**Task statement**
Read through the data and report every line in which the word "this" occurs.

**Data section**
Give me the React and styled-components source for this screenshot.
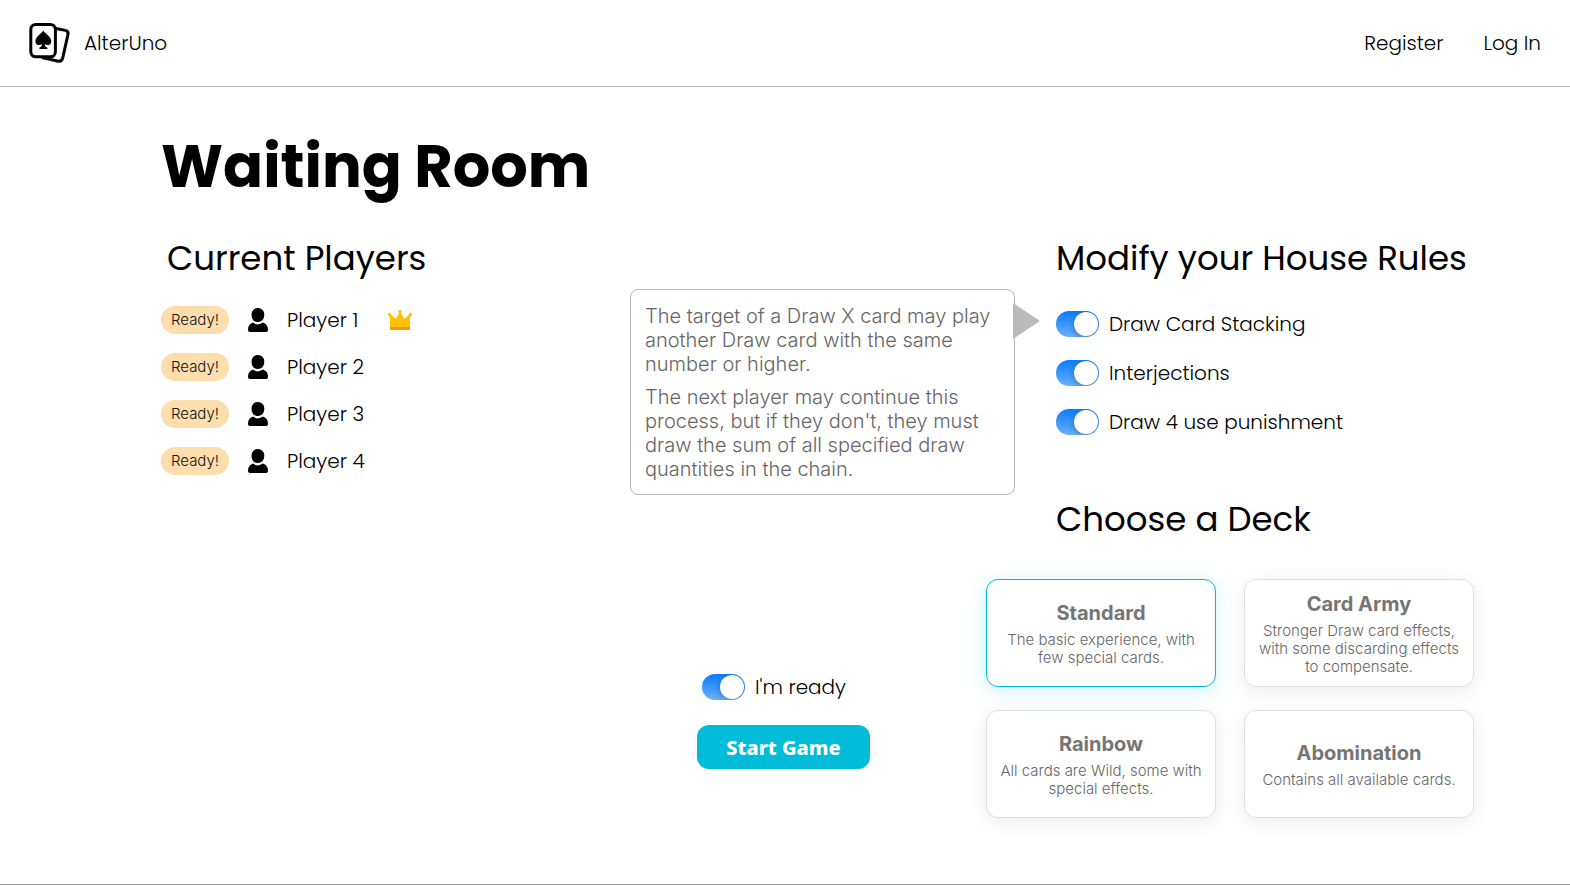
import React, { useState } from "react";
import styled, { createGlobalStyle } from "styled-components";

const GlobalStyle = createGlobalStyle`
  *, *::before, *::after { box-sizing: border-box; }
  body {
    margin: 0;
    background: #fff;
    color: #000;
    font-family: Poppins, "Open Sans", sans-serif;
    font-size: 20px;
    font-weight: 300;
    line-height: 30px;
  }
`;

const Page = styled.div`
  min-height: 100vh;
  display: flex;
  flex-direction: column;
  border-bottom: 1px solid #999;
`;

const Header = styled.header`
  display: flex;
  align-items: center;
  justify-content: space-between;
  height: 87px;
  padding: 0 29px;
  border-bottom: 1px solid #bbb;
`;

const NavLink = styled.a`
  display: flex;
  align-items: center;
  gap: 13px;
  color: inherit;
  text-decoration: none;
`;

const Nav = styled.nav`
  display: flex;
  gap: 40px;
`;

const Main = styled.main`
  flex: 1;
  padding: 40px 96px 48px 161px;
`;

const Title = styled.h1`
  margin: 0 0 24px;
  font-size: 59px;
  font-weight: 700;
  line-height: 80px;
`;

const Columns = styled.div`
  display: grid;
  grid-template-columns: minmax(0, 1fr) 173px 488px;
  column-gap: 116px;
`;

const SectionTitle = styled.h2`
  margin: 0;
  font-size: 34px;
  font-weight: 400;
  line-height: 54px;
  white-space: nowrap;
`;

const Players = styled.section`
  ${SectionTitle} { padding-left: 6px; }
`;

const PlayerList = styled.ul`
  display: grid;
  row-gap: 17px;
  margin: 20px 0 0;
  padding: 0;
  list-style: none;
`;

const PlayerRow = styled.li`
  display: flex;
  align-items: center;
`;

const Badge = styled.span`
  width: 68px;
  margin-right: 19px;
  border-radius: 14px;
  background: #ffdeae;
  color: #111;
  font-family: Inter, sans-serif;
  font-size: 15px;
  line-height: 28px;
  text-align: center;
`;

const PlayerName = styled.span`
  width: 101px;
  margin-left: 19px;
`;

const ReadyPanel = styled.section`
  align-self: end;
  display: grid;
  row-gap: 23px;
  padding-bottom: 49px;
`;

const ToggleLabel = styled.label`
  display: flex;
  align-items: center;
  gap: 10px;
  padding-left: ${(p) => p.$inset || 0}px;
  white-space: nowrap;
  cursor: pointer;
`;

const Switch = styled.input`
  appearance: none;
  flex: none;
  display: flex;
  align-items: center;
  width: 43px;
  height: 26px;
  margin: 0;
  padding: 0 1px;
  border-radius: 13px;
  background: #ccc;
  cursor: pointer;
  overflow: hidden;
  &::before {
    content: "";
    width: 24px;
    height: 24px;
    border-radius: 50%;
    background: #fff;
    box-shadow: 0 2px 6px rgba(0, 0, 0, 0.3);
  }
  &:checked {
    justify-content: flex-end;
    background: linear-gradient(#0a7cff, #6bb0fb);
  }
`;

const StartButton = styled.button`
  height: 44px;
  border: 0;
  border-radius: 12px;
  background: #00bcd8;
  color: #fff;
  font-family: "Noto Sans", sans-serif;
  font-size: 20px;
  font-weight: 800;
  cursor: pointer;
`;

const Setup = styled.div`
  ${SectionTitle} { padding-left: 70px; }
`;

const RuleList = styled.div`
  display: grid;
  row-gap: 19px;
  margin: 24px 0 55px;
  padding-left: 70px;
`;

const RuleItem = styled.div`
  position: relative;
`;

const Tooltip = styled.div`
  position: absolute;
  top: -20px;
  right: calc(100% + 41px);
  width: 385px;
  padding: 14px 14px 13px;
  border: 1px solid #b8b8b8;
  border-radius: 8px;
  background: #fff;
  color: #666;
  font-family: Inter, sans-serif;
  font-size: 20px;
  font-weight: 300;
  line-height: 24px;
  p { margin: 0; }
  p + p { margin-top: 9px; }
  &::after {
    content: "";
    position: absolute;
    top: 13px;
    left: calc(100% - 1px);
    border: solid transparent;
    border-width: 18px 0 18px 27px;
    border-left-color: #bbb;
  }
`;

const DeckGrid = styled.div`
  display: grid;
  grid-template-columns: 1fr 1fr;
  gap: 23px 28px;
  margin-top: 33px;
`;

const DeckCard = styled.label`
  position: relative;
  display: flex;
  flex-direction: column;
  align-items: center;
  justify-content: center;
  min-height: 108px;
  padding: 0 10px;
  border: 1px solid ${(p) => (p.$selected ? "#00bcd8" : "#e0e0e0")};
  border-radius: 12px;
  background: #fff;
  box-shadow: 0 4px 20px ${(p) => (p.$selected ? "rgba(0, 188, 216, 0.2)" : "rgba(0, 0, 0, 0.08)")};
  color: #757575;
  font-family: Inter, sans-serif;
  text-align: center;
  cursor: pointer;
  input {
    position: absolute;
    opacity: 0;
    pointer-events: none;
  }
`;

const DeckName = styled.strong`
  font-size: 20px;
  font-weight: 700;
  line-height: 28px;
  margin-bottom: 4px;
`;

const DeckText = styled.span`
  color: #666;
  font-size: 15px;
  font-weight: 300;
  line-height: 18px;
`;

const Logo = () => (
  <svg width="42" height="42" viewBox="0 0 42 42" fill="none" stroke="#000" strokeWidth="3" strokeLinejoin="round" aria-hidden="true">
    <path d="M27 6.5 36.3 8.4Q39.7 9.2 39 12.4L33.8 35.6Q32.8 39.8 29.4 39.2L13 35.6" />
    <rect x="1.8" y="2.4" width="24.6" height="32.4" rx="5" fill="#fff" />
    <path stroke="none" fill="#000" d="M14.3 8.5C16 11.5 22.3 14.6 22.3 19.2C22.3 23 18 24.2 15.8 22C15.9 24 16.4 25 18.3 25.6V27H10.4V25.6C12.3 25 12.8 24 12.9 22C10.6 24.2 6.4 23 6.4 19.2C6.4 14.6 12.6 11.5 14.3 8.5Z" />
  </svg>
);

const PersonIcon = () => (
  <svg width="20" height="24" viewBox="0 0 20 24" aria-hidden="true">
    <rect x="3.6" y="0" width="12.6" height="14" rx="6.2" />
    <path d="M5.2 14.6Q10 18.2 14.8 14.6C18 15.6 20 18.2 20 21.4Q20 24 17.4 24H2.6Q0 24 0 21.4C0 18.2 2 15.6 5.2 14.6Z" />
  </svg>
);

const CrownIcon = () => (
  <svg width="24" height="20" viewBox="0 0 24 20" role="img" aria-label="Host">
    <path fill="#ffc107" d="M2 17V7.5L.6 5.4A1.5 1.5 0 1 1 3 4.6L7.6 8.8 11.2 3A1.6 1.6 0 1 1 12.9 3L16.4 8.8 21 4.6A1.5 1.5 0 1 1 23.4 5.4L22 7.5V17Z" />
    <rect x="2" y="17" width="20" height="3" fill="#ff9800" />
  </svg>
);

const players = ["Player 1", "Player 2", "Player 3", "Player 4"];
const rules = ["Draw Card Stacking", "Interjections", "Draw 4 use punishment"];
const decks = [
  { name: "Standard", text: "The basic experience, with few special cards." },
  { name: "Card Army", text: "Stronger Draw card effects, with some discarding effects to compensate." },
  { name: "Rainbow", text: "All cards are Wild, some with special effects." },
  { name: "Abomination", text: "Contains all available cards." },
];

const Toggle = ({ children, inset }) => (
  <ToggleLabel $inset={inset}>
    <Switch type="checkbox" role="switch" defaultChecked />
    {children}
  </ToggleLabel>
);

export default function App() {
  const [deck, setDeck] = useState("Standard");
  return (
    <Page>
      <GlobalStyle />
      <Header>
        <NavLink href="#home"><Logo />AlterUno</NavLink>
        <Nav>
          <NavLink href="#register">Register</NavLink>
          <NavLink href="#login">Log In</NavLink>
        </Nav>
      </Header>
      <Main>
        <Title>Waiting Room</Title>
        <Columns>
          <Players>
            <SectionTitle>Current Players</SectionTitle>
            <PlayerList>
              {players.map((name, i) => (
                <PlayerRow key={name}>
                  <Badge>Ready!</Badge>
                  <PersonIcon />
                  <PlayerName>{name}</PlayerName>
                  {i === 0 && <CrownIcon />}
                </PlayerRow>
              ))}
            </PlayerList>
          </Players>
          <ReadyPanel>
            <Toggle inset={5}>I'm ready</Toggle>
            <StartButton type="button">Start Game</StartButton>
          </ReadyPanel>
          <Setup>
            <SectionTitle>Modify your House Rules</SectionTitle>
            <RuleList>
              {rules.map((rule, i) => (
                <RuleItem key={rule}>
                  <Toggle>{rule}</Toggle>
                  {i === 0 && (
                    <Tooltip role="tooltip">
                      <p>The target of a Draw X card may play another Draw card with the same number or higher.</p>
                      <p>The next player may continue this process, but if they don't, they must draw the sum of all specified draw quantities in the chain.</p>
                    </Tooltip>
                  )}
                </RuleItem>
              ))}
            </RuleList>
            <SectionTitle>Choose a Deck</SectionTitle>
            <DeckGrid>
              {decks.map(({ name, text }) => (
                <DeckCard key={name} $selected={deck === name}>
                  <input type="radio" name="deck" checked={deck === name} onChange={() => setDeck(name)} />
                  <DeckName>{name}</DeckName>
                  <DeckText>{text}</DeckText>
                </DeckCard>
              ))}
            </DeckGrid>
          </Setup>
        </Columns>
      </Main>
    </Page>
  );
}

**Solution**
Give me the React and styled-components source for this screenshot.
                      <p>The next player may continue this process, but if they don't, they must draw the sum of all specified draw quantities in the chain.</p>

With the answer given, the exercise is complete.